Dans les collines verdoyantes de Matanda, au territoire de Masisi, un souffle d’espoir renaît parmi les femmes qui ont tout perdu. Comment reconstruire sa vie lorsque les conflits vous ont tout pris ? Pour 1 205 femmes et filles retournées, la réponse se trouve dans un programme innovant d’assistance financière directe qui transforme leur quotidien et redéfinit leur avenir.
« Avant, nous survivions. Aujourd’hui, nous recommençons à vivre », confie Jeanne, mère de quatre enfants, les mains encore marquées par les travaux des champs. Son témoignage résonne comme un écho parmi des centaines d’autres femmes qui, grâce aux 350 dollars reçus, ont pu relancer des activités génératrices de revenus. « Cet argent, ce n’est pas une aumône. C’est un outil pour reprendre notre place dans la société ».
Le mécanisme des Associations villageoises d’épargne et de Crédit (AVEC) Matanda constitue le cœur battant de cette initiative. Ces groupements solidaires permettent aux femmes de mutualiser leurs ressources, de s’octroyer des crédits et de développer collectivement des projets économiques. Une approche qui rompt avec les schémas d’assistance traditionnels en donnant aux bénéficiaires le pouvoir de décider elles-mêmes de l’utilisation des fonds.
« Le cash offre plus de liberté et de responsabilité », explique un responsable du projet. « Ces femmes investissent selon leurs besoins réels et les activités adaptées à leur communauté. Certaines choisissent le commerce de produits agricoles, d’autres l’élevage de petits ruminants, d’autres encore la transformation de produits locaux. Cette diversité renforce la résilience de l’ensemble du village ».
L’impact de ce programme d’autonomisation des femmes du Nord-Kivu dépasse largement la simple dimension économique. Dans une région meurtrie par des années de conflits, où les femmes ont souvent payé le plus lourd tribut, cette initiative représente un vecteur de cohésion sociale et de reconstruction communautaire. Comment mesurer la valeur d’une femme qui retrouve sa dignité ? Comment quantifier l’espoir qui renaît dans le regard d’une mère capable de nourrir ses enfants ?
Le projet, mis en œuvre par l’ONG COPADEC avec l’appui technique et financier du Programme des Nations Unies pour le développement (PNUD), démontre qu’une assistance financière directe bien structurée peut catalyser des changements durables.

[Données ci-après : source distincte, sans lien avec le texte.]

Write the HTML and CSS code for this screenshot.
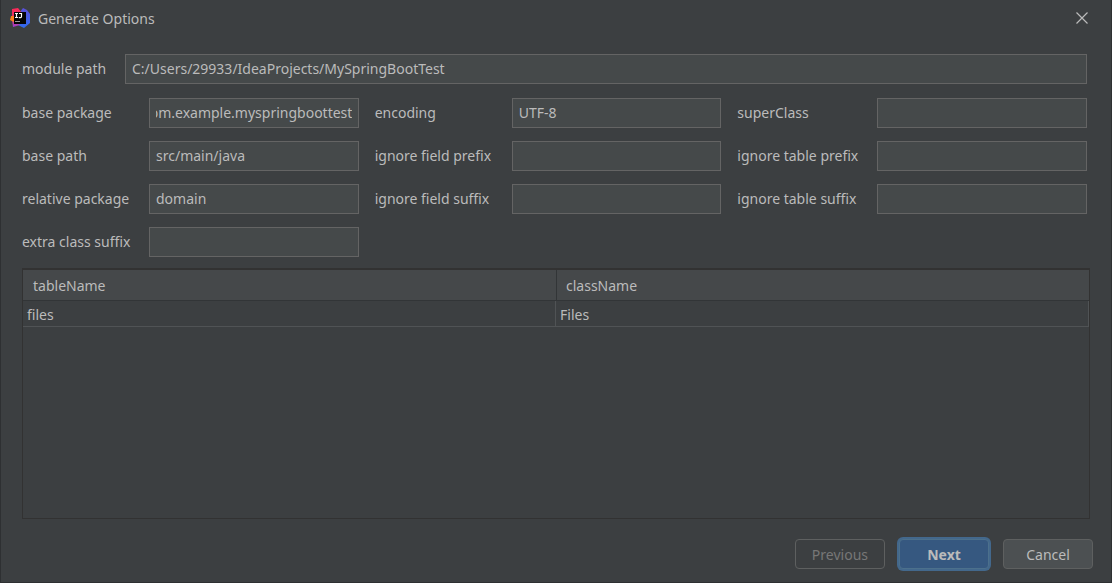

Loin des approches descendantes, ce modèle place les femmes au centre du processus de développement, reconnaissant leur rôle crucial dans la stabilisation et la reconstruction des communautés affectées par les crises.
Sur le terrain, les résultats parlent d’eux-mêmes. Des étals de marché qui renaissent, des champs qui retrouvent leur fertilité, des sourires qui remplacent la résignation. « Nous ne voulons plus dépendre de qui que ce soit », affirme une jeune bénéficiaire. « Nous voulons être actrices de notre développement, participer aux décisions qui concernent notre communauté ».
Cette expérience pilote à Matanda ouvre des perspectives encourageantes pour l’ensemble de la province du Nord-Kivu. Elle prouve que l’autonomisation économique des femmes retournées constitue un levier puissant pour consolider la paix et jeter les bases d’un développement inclusif. Dans un contexte où les défis humanitaires restent immenses, cette approche innovante d’assistance financière directe pourrait inspirer d’autres interventions dans la région.
Alors que le soleil se couche sur les collines de Masisi, les femmes des AVEC continuent de tisser patiemment les fils de leur renaissance. Leur combat quotidien pour reconstruire leurs vies et celles de leurs familles nous rappelle une vérité essentielle : le développement durable ne se décrète pas, il se construit avec celles et ceux qui en sont les premiers artisans.